9. Have some respect

Respect the culture, respect the situation, and respect the nature. Approaching the locals with the correct honorific, attempting to emulate cultural verbal and body language, or providing your new hosts with an appropriate gift can go a long way in making you immediately more accepted. And should you decide to wander off into the oh-so-alluring wilderness, definitely stock up on supplies and pay careful attention to the weather. The most likely wanderers to never return are those who don’t respect the volatility of nature and the remoteness of where they’re headed. Of course, such concerns should never put you off completely from experiencing the world, but they might help you to reconsider whether that day is a good day for this particular adventure.
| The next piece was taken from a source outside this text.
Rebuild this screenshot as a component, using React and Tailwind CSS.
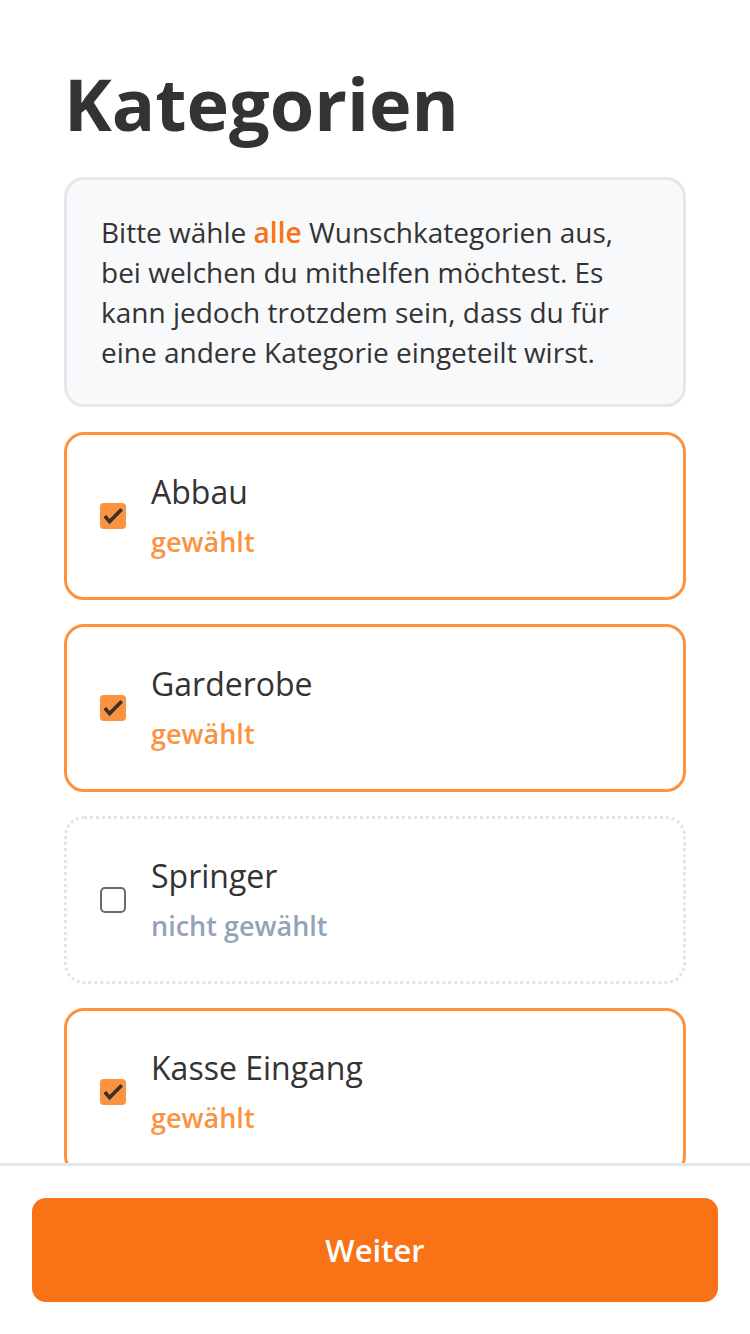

Don’t rush your travels and you’ll have plenty of to time to make room for these sorts of considerations.

10. Stay in touch

While it might not keep you any safer in the short term, letting your folks back home know where you are, where you’ve been and where you’re headed next will certainly at least promote the illusion of safety. Not only does such communication keep you connected to the life you will most likely eventually return to, but should you disappear or anything drastic actually happen to you it will make it so much easier for your friends and family to try to track you (or your body) down. Sometimes being safer is basically the same as telling people you’re alright.